TERRORIST ATTACKS
Hoping Against Hope At City's Hospitals
They came clutching photos and homemade fliers of their missing family members.
They flashed the hope in their hands to television cameras, hospital officials and anyone who would listen to their desperation.
Thousands of friends and family gathered at Manhattan hospitals yesterday, all wandering on a more than 24-hour search for loved ones who had been inside the World Trade Center when it still stood.
Early yesterday, many of the hopeful were directed to New York University Medical Center on 28th Street and First Avenue, where the separate admissions lists compiled by New York City hospitals were turned into a somber master document.
But the crowd swelled to 200 by noon, and the lines were transferred to the Administration for Children's Services two blocks away. There it grew to 2,000, as a hospital minister and members of the Red Cross offered prayers and bottled water.

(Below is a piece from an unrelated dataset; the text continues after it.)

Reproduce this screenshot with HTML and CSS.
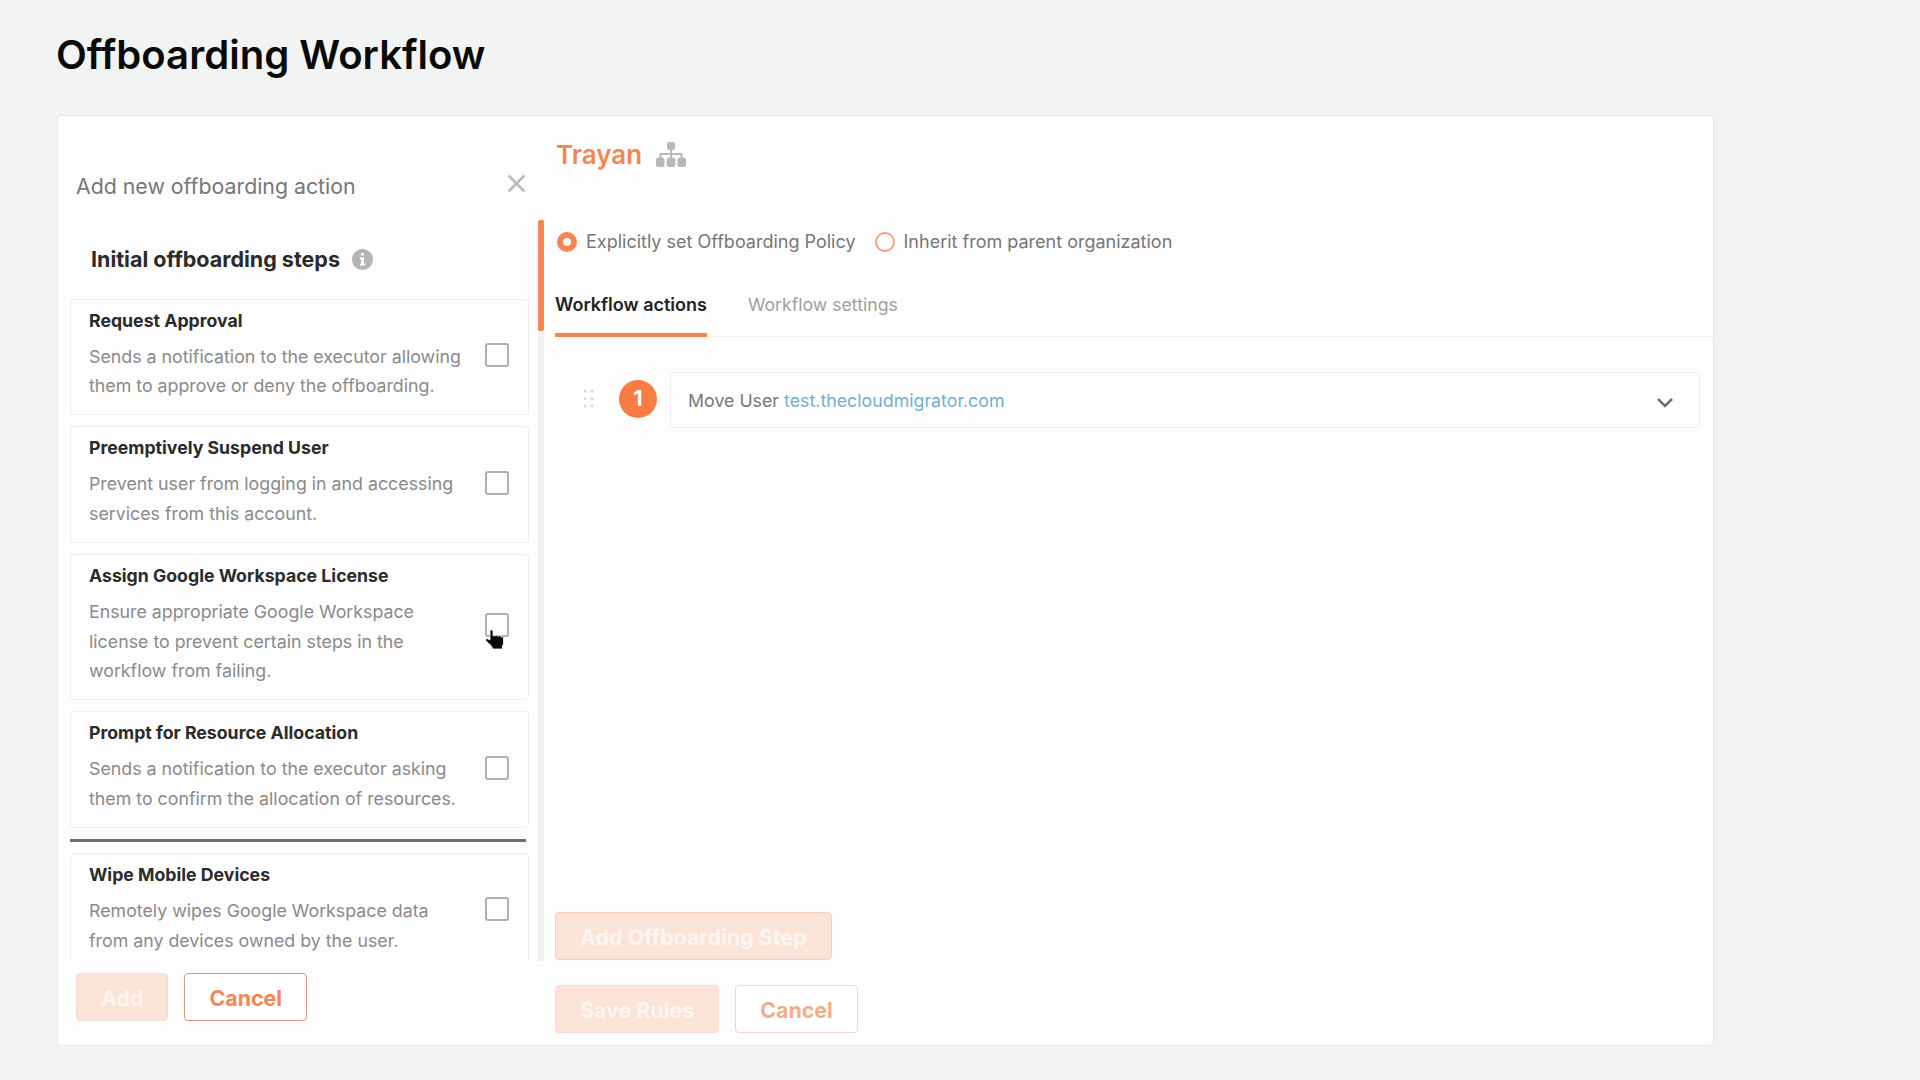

If the names of loved ones were not found, officials diverted the searchers from their haphazard paths and sent them inside the building for a missing persons interview. A medical examiner also waited, presumably to compare descriptions and photographs of the missing to identifying features of the dead.
Because the list had only hospitals in the New York City area, many clung to the hope that their loved ones had been taken to New Jersey instead. At other sites, some gave up hope and some recounted the words last heard from the ones they sought.
Staff writers Mae Cheng, Tami Luhby and Glenn Gamboa contributed to this story.